A polonesa Olga Tokarczuk ganhou o Prêmio Nobel de Literatura em 2018, mas só ficamos sabendo disso no anúncio de outubro deste ano, porque a academia sueca (responsável pela premiação) estava passando por um período de, digamos, renovação. Após escândalos sexuais que envolveram seus membros vieram à público, manchando a reputação da premiação e fazendo com que ela simplesmente não acontecesse como ocorre desde o início do século XX, uma pausa se fez necessária.
Mas ao mesmo tempo em que Tokarczuk era laureada, o austríaco Peter Handke também foi agraciado com o mais importante prêmio da literatura mundial. Só que a premiação dele ofuscou um tanto a dela. Handke era simpático ao regime do execrável Slobodan Milošević. Morto em 2006, o presidente da Sérvia que, entre outras coisas, foi acusado e julgado por crimes de guerra e contra a humanidade teve até o escritor discursando em seu funeral (e não foi para dizer umas verdades)…
Handke, portanto, não nos parece ser lá uma boa pessoa… Agora, Tokarczuk, esta não, ela é feminista, vegana e ativista pela causa animal! “Uma escritora magnífica”, na avaliação da jornalista, escritora e também ganhadora do Nobel de Literatura, a ucraniana Svetlana Aleksiévitch. Um de seus livros já chegou a ser publicado aqui no Brasil em 2014, “Os vagantes”, pela editora Tinta Negra, mas desapareceu e parece não ter repercutido.
Mas antes de prosseguir, aqui cabe um parênteses: no Podcast Saber Animal #003, já falamos um pouco da obra e da preocupação com os animais de Aleksiévitch por conta da mini-série Chernobyl, do canal HBO, mas outro autor também ganhador do Nobel tem preocupações com a forma como tratamos os animais, trata-se do J. M. Coetzee. Seu livro, A vida dos animais, atualmente esgotado, é a manifestação do seu alter ego, a personagem Elizabeth Costello, uma “vegetariana radical”.

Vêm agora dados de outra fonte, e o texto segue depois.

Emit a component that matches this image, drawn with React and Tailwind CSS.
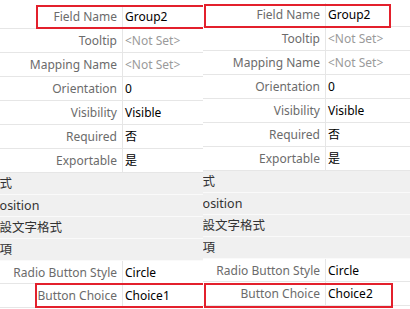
import React from 'react';

const props = [
  { label: 'Field Name', value: 'Group2' },
  { label: 'Tooltip', value: '<Not Set>', muted: true },
  { label: 'Mapping Name', value: '<Not Set>', muted: true },
  { label: 'Orientation', value: '0' },
  { label: 'Visibility', value: 'Visible' },
  { label: 'Required', value: '否' },
  { label: 'Exportable', value: '是' },
];

const categories = [
  { text: '樣式', shift: '-ml-[13px]' },
  { text: 'Position', shift: '-ml-[8px]' },
  { text: '預設文字格式', shift: '-ml-[13px]' },
  { text: '選項', shift: '-ml-[13px]' },
];

function PropRow({ label, value, muted, tall }) {
  return (
    <div className={`flex border-b border-[#e6e6e6] ${tall ? 'h-[24px]' : 'h-[23px]'}`}>
      <div className="w-[123px] shrink-0 border-r border-[#e6e6e6] pr-[5px] text-right text-[#6b6b6b] leading-[23px] whitespace-nowrap">
        {label}
      </div>
      <div className={`pl-[2px] leading-[23px] whitespace-nowrap ${muted ? 'text-[#9a9a9a]' : 'text-black'}`}>
        {value}
      </div>
    </div>
  );
}

function CategoryRow({ text, shift }) {
  return (
    <div className="h-[22px] bg-[#f0f0f0] border-b border-[#fafafa] overflow-hidden whitespace-nowrap text-[12.5px]">
      <span className={`inline-block ${shift} leading-[21px] text-[#333]`}>{text}</span>
    </div>
  );
}

function Panel({ choice, top, className, boxes }) {
  return (
    <div className={`relative overflow-hidden ${className}`}>
      <div className={top}>
        {props.map((p) => (
          <PropRow key={p.label} {...p} tall />
        ))}
        {categories.map((c) => (
          <CategoryRow key={c.text} {...c} />
        ))}
        <PropRow label="Radio Button Style" value="Circle" />
        <PropRow label="Button Choice" value={choice} tall />
      </div>
      {boxes}
    </div>
  );
}

export default function App() {
  return (
    <div
      className="flex w-[410px] h-[309px] overflow-hidden bg-white text-[12px]"
      style={{ fontFamily: '"Segoe UI", "Noto Sans", "Noto Sans CJK TC", sans-serif' }}
    >
      <Panel
        className="w-[203px] shrink-0"
        top="pt-[5px]"
        choice="Choice1"
        boxes={
          <>
            <div className="absolute left-[36px] top-[5px] w-[180px] h-[24px] border-2 border-[#e3202c]" />
            <div className="absolute left-[35px] top-[283px] w-[180px] h-[25px] border-2 border-[#e3202c]" />
          </>
        }
      />
      <Panel
        className="flex-1"
        top="pt-[3px]"
        choice="Choice2"
        boxes={
          <>
            <div className="absolute left-[1px] top-[4px] w-[187px] h-[24px] border-2 border-[#e3202c]" />
            <div className="absolute left-[1px] top-[283px] w-[189px] h-[25px] border-2 border-[#e3202c]" />
          </>
        }
      />
    </div>
  );
}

Bom, segundo uma votação no site da própria academia, apenas 19% dos participantes leram algum livro de Tokarczuk e isto não chega a ser ruim, pois eis uma nova autora para descobrirmos, apesar de também revelar parte do percalço que uma autora engajada enfrenta, especialmente em seu país, como o ódio da extrema-direita por ela. Agora, após a premiação, uma outra editora brasileira está dedicada a traduzi-la e já começou com um baita livro: Sobre os ossos dos mortos, com tradução direta do polonês por Olga Bagińska-Shinzato. Como no Brasil de hoje vivemos uma violenta ascensão do obscurantismo, também podemos encarar essa iniciativa como uma grande lufada de ar.
Veja a sinopse:
“Em uma remota região da Polônia, uma professora de inglês aposentada costuma se dedicar ao estudo da astrologia, à poesia de William Blake, à manutenção de casas para alugar e a sabotar armadilhas para impedir a caça de animais silvestres. Sua excentricidade é amplificada por sua preferência pela companhia dos animais aos humanos e pela crença na sabedoria advinda do estudo dos astros. Subversivo, macabro e discutindo temas como mundo natural e civilização, este livro parte de uma história de crime e investigação convencional para se converter numa espécie de suspense existencial. Olga Tokarczuk oferece um romance instigante sobre temas como loucura, injustiça e direitos dos animais.” (Editora Todavia)
A escritora, ao que parece, conseguiu agitar o gênero da fábula com esse livro ao nos apresentar uma literatura bem diferente do que se poderia esperar de um gênero consagrado. Mais um motivo para lê-la! Da nossa parte, estamos ansiosos por poder compartilhar nossas impressões sobre a obra muito em breve. Enquanto isso, aguardamos ansiosamente pelo discurso de Olga Tokarczuk, agora em dezembro, na premiação oficial. Quiçá, mais palavras de auxílio a esta causa (a animal) tão complicada e ignorada pela humanidade. Quanto a Peter Handke, que também discursará, e aos abusadores da academia (já afastados), como a personagem da história de Sobre os ossos dos mortos vamos preferir a companhia dos animais.
Atualização: Sobre os ossos dos mortos está na lista de melhores livros de 2019 no suplemento literário Pernambuco.